## WRITTEN REQUEST
Restate each line word for word. Leave out every picture.

## DATASET EXCERPT
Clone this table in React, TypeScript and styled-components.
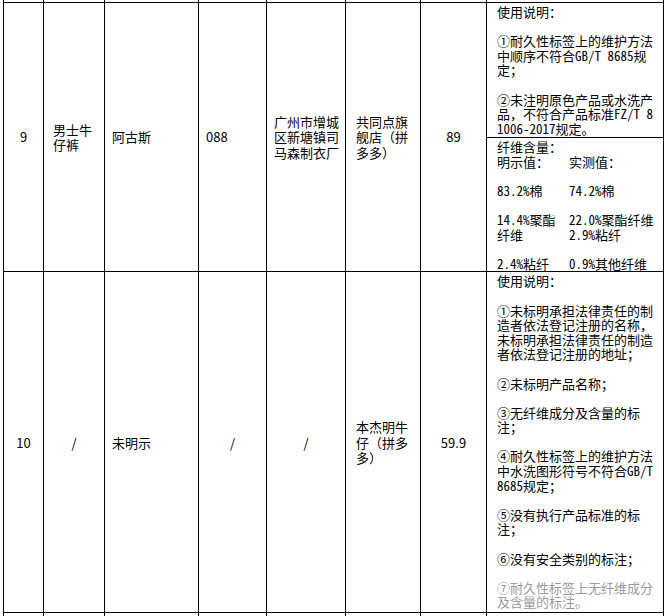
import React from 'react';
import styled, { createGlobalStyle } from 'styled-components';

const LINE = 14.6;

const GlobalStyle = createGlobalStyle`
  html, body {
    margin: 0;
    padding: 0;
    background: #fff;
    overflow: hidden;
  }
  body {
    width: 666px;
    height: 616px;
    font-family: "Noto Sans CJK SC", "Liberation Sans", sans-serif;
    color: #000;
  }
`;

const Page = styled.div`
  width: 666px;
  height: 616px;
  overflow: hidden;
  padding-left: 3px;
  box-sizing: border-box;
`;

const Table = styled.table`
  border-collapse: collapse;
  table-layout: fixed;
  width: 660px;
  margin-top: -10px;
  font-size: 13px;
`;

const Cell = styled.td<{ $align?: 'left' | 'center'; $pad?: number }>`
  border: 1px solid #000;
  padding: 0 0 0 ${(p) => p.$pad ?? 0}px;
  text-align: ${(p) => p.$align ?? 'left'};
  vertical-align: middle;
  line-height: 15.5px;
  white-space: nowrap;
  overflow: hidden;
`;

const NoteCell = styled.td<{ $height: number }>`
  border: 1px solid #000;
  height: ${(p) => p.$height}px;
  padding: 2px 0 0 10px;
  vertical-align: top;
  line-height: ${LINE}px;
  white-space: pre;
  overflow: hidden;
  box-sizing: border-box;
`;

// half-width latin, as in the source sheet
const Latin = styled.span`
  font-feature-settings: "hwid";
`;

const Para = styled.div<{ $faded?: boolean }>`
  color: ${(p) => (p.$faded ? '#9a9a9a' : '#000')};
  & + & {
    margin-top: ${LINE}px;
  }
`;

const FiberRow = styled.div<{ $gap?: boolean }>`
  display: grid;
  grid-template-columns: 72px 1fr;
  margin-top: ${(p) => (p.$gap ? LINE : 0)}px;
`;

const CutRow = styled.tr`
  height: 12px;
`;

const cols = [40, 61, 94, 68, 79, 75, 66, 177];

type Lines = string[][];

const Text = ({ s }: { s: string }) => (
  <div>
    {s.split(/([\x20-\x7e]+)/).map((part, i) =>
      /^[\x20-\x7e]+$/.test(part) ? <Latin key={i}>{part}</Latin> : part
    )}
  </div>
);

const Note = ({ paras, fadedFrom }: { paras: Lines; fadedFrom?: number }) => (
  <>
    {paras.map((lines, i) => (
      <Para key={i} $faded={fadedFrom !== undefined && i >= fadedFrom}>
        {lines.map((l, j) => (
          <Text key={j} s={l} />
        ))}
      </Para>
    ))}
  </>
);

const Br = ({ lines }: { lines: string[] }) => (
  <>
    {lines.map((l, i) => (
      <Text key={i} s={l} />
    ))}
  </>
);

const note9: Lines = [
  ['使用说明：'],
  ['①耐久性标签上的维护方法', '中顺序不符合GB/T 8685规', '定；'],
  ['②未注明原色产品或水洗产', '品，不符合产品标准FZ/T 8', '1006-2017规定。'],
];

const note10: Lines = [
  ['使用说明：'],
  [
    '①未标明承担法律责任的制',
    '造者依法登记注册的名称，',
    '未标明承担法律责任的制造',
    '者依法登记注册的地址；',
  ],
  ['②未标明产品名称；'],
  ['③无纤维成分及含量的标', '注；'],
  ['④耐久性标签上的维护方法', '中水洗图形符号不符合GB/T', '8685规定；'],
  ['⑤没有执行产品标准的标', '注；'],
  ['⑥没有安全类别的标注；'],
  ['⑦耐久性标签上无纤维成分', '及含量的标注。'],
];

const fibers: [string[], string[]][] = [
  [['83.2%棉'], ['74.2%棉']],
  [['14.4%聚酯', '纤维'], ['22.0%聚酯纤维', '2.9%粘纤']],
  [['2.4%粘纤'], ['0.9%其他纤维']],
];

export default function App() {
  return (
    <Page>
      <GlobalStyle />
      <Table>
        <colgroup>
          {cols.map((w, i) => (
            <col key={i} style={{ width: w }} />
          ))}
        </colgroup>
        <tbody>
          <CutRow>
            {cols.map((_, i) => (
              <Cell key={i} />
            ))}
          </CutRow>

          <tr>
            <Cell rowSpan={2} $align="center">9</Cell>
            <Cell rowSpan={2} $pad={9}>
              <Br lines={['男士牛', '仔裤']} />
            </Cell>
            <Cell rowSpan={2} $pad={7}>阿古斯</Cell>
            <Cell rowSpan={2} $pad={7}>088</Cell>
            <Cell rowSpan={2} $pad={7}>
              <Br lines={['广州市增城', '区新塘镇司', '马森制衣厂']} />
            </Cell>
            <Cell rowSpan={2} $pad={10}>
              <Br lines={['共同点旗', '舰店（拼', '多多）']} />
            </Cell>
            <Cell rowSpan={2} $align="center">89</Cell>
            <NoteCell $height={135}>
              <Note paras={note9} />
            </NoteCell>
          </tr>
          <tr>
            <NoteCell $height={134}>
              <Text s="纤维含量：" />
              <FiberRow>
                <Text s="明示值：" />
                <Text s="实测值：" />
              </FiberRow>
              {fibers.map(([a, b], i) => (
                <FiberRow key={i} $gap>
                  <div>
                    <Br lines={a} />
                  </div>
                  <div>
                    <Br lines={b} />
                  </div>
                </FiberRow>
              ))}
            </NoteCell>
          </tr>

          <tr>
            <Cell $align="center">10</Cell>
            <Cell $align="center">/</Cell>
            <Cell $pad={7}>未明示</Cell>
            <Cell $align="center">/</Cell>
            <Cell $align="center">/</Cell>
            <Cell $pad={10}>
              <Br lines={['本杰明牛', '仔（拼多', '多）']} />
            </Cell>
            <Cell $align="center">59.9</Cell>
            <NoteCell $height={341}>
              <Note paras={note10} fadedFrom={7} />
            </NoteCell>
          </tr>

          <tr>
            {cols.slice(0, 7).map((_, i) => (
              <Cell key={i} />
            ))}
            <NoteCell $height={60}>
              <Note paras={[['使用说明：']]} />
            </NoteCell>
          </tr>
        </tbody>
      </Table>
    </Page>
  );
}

## SOLVED PROBLEM
Clone this table in React, TypeScript and styled-components.
import React from 'react';
import styled, { createGlobalStyle } from 'styled-components';

const LINE = 14.6;

const GlobalStyle = createGlobalStyle`
  html, body {
    margin: 0;
    padding: 0;
    background: #fff;
    overflow: hidden;
  }
  body {
    width: 666px;
    height: 616px;
    font-family: "Noto Sans CJK SC", "Liberation Sans", sans-serif;
    color: #000;
  }
`;

const Page = styled.div`
  width: 666px;
  height: 616px;
  overflow: hidden;
  padding-left: 3px;
  box-sizing: border-box;
`;

const Table = styled.table`
  border-collapse: collapse;
  table-layout: fixed;
  width: 660px;
  margin-top: -10px;
  font-size: 13px;
`;

const Cell = styled.td<{ $align?: 'left' | 'center'; $pad?: number }>`
  border: 1px solid #000;
  padding: 0 0 0 ${(p) => p.$pad ?? 0}px;
  text-align: ${(p) => p.$align ?? 'left'};
  vertical-align: middle;
  line-height: 15.5px;
  white-space: nowrap;
  overflow: hidden;
`;

const NoteCell = styled.td<{ $height: number }>`
  border: 1px solid #000;
  height: ${(p) => p.$height}px;
  padding: 2px 0 0 10px;
  vertical-align: top;
  line-height: ${LINE}px;
  white-space: pre;
  overflow: hidden;
  box-sizing: border-box;
`;

// half-width latin, as in the source sheet
const Latin = styled.span`
  font-feature-settings: "hwid";
`;

const Para = styled.div<{ $faded?: boolean }>`
  color: ${(p) => (p.$faded ? '#9a9a9a' : '#000')};
  & + & {
    margin-top: ${LINE}px;
  }
`;

const FiberRow = styled.div<{ $gap?: boolean }>`
  display: grid;
  grid-template-columns: 72px 1fr;
  margin-top: ${(p) => (p.$gap ? LINE : 0)}px;
`;

const CutRow = styled.tr`
  height: 12px;
`;

const cols = [40, 61, 94, 68, 79, 75, 66, 177];

type Lines = string[][];

const Text = ({ s }: { s: string }) => (
  <div>
    {s.split(/([\x20-\x7e]+)/).map((part, i) =>
      /^[\x20-\x7e]+$/.test(part) ? <Latin key={i}>{part}</Latin> : part
    )}
  </div>
);

const Note = ({ paras, fadedFrom }: { paras: Lines; fadedFrom?: number }) => (
  <>
    {paras.map((lines, i) => (
      <Para key={i} $faded={fadedFrom !== undefined && i >= fadedFrom}>
        {lines.map((l, j) => (
          <Text key={j} s={l} />
        ))}
      </Para>
    ))}
  </>
);

const Br = ({ lines }: { lines: string[] }) => (
  <>
    {lines.map((l, i) => (
      <Text key={i} s={l} />
    ))}
  </>
);

const note9: Lines = [
  ['使用说明：'],
  ['①耐久性标签上的维护方法', '中顺序不符合GB/T 8685规', '定；'],
  ['②未注明原色产品或水洗产', '品，不符合产品标准FZ/T 8', '1006-2017规定。'],
];

const note10: Lines = [
  ['使用说明：'],
  [
    '①未标明承担法律责任的制',
    '造者依法登记注册的名称，',
    '未标明承担法律责任的制造',
    '者依法登记注册的地址；',
  ],
  ['②未标明产品名称；'],
  ['③无纤维成分及含量的标', '注；'],
  ['④耐久性标签上的维护方法', '中水洗图形符号不符合GB/T', '8685规定；'],
  ['⑤没有执行产品标准的标', '注；'],
  ['⑥没有安全类别的标注；'],
  ['⑦耐久性标签上无纤维成分', '及含量的标注。'],
];

const fibers: [string[], string[]][] = [
  [['83.2%棉'], ['74.2%棉']],
  [['14.4%聚酯', '纤维'], ['22.0%聚酯纤维', '2.9%粘纤']],
  [['2.4%粘纤'], ['0.9%其他纤维']],
];

export default function App() {
  return (
    <Page>
      <GlobalStyle />
      <Table>
        <colgroup>
          {cols.map((w, i) => (
            <col key={i} style={{ width: w }} />
          ))}
        </colgroup>
        <tbody>
          <CutRow>
            {cols.map((_, i) => (
              <Cell key={i} />
            ))}
          </CutRow>

          <tr>
            <Cell rowSpan={2} $align="center">9</Cell>
            <Cell rowSpan={2} $pad={9}>
              <Br lines={['男士牛', '仔裤']} />
            </Cell>
            <Cell rowSpan={2} $pad={7}>阿古斯</Cell>
            <Cell rowSpan={2} $pad={7}>088</Cell>
            <Cell rowSpan={2} $pad={7}>
              <Br lines={['广州市增城', '区新塘镇司', '马森制衣厂']} />
            </Cell>
            <Cell rowSpan={2} $pad={10}>
              <Br lines={['共同点旗', '舰店（拼', '多多）']} />
            </Cell>
            <Cell rowSpan={2} $align="center">89</Cell>
            <NoteCell $height={135}>
              <Note paras={note9} />
            </NoteCell>
          </tr>
          <tr>
            <NoteCell $height={134}>
              <Text s="纤维含量：" />
              <FiberRow>
                <Text s="明示值：" />
                <Text s="实测值：" />
              </FiberRow>
              {fibers.map(([a, b], i) => (
                <FiberRow key={i} $gap>
                  <div>
                    <Br lines={a} />
                  </div>
                  <div>
                    <Br lines={b} />
                  </div>
                </FiberRow>
              ))}
            </NoteCell>
          </tr>

          <tr>
            <Cell $align="center">10</Cell>
            <Cell $align="center">/</Cell>
            <Cell $pad={7}>未明示</Cell>
            <Cell $align="center">/</Cell>
            <Cell $align="center">/</Cell>
            <Cell $pad={10}>
              <Br lines={['本杰明牛', '仔（拼多', '多）']} />
            </Cell>
            <Cell $align="center">59.9</Cell>
            <NoteCell $height={341}>
              <Note paras={note10} fadedFrom={7} />
            </NoteCell>
          </tr>

          <tr>
            {cols.slice(0, 7).map((_, i) => (
              <Cell key={i} />
            ))}
            <NoteCell $height={60}>
              <Note paras={[['使用说明：']]} />
            </NoteCell>
          </tr>
        </tbody>
      </Table>
    </Page>
  );
}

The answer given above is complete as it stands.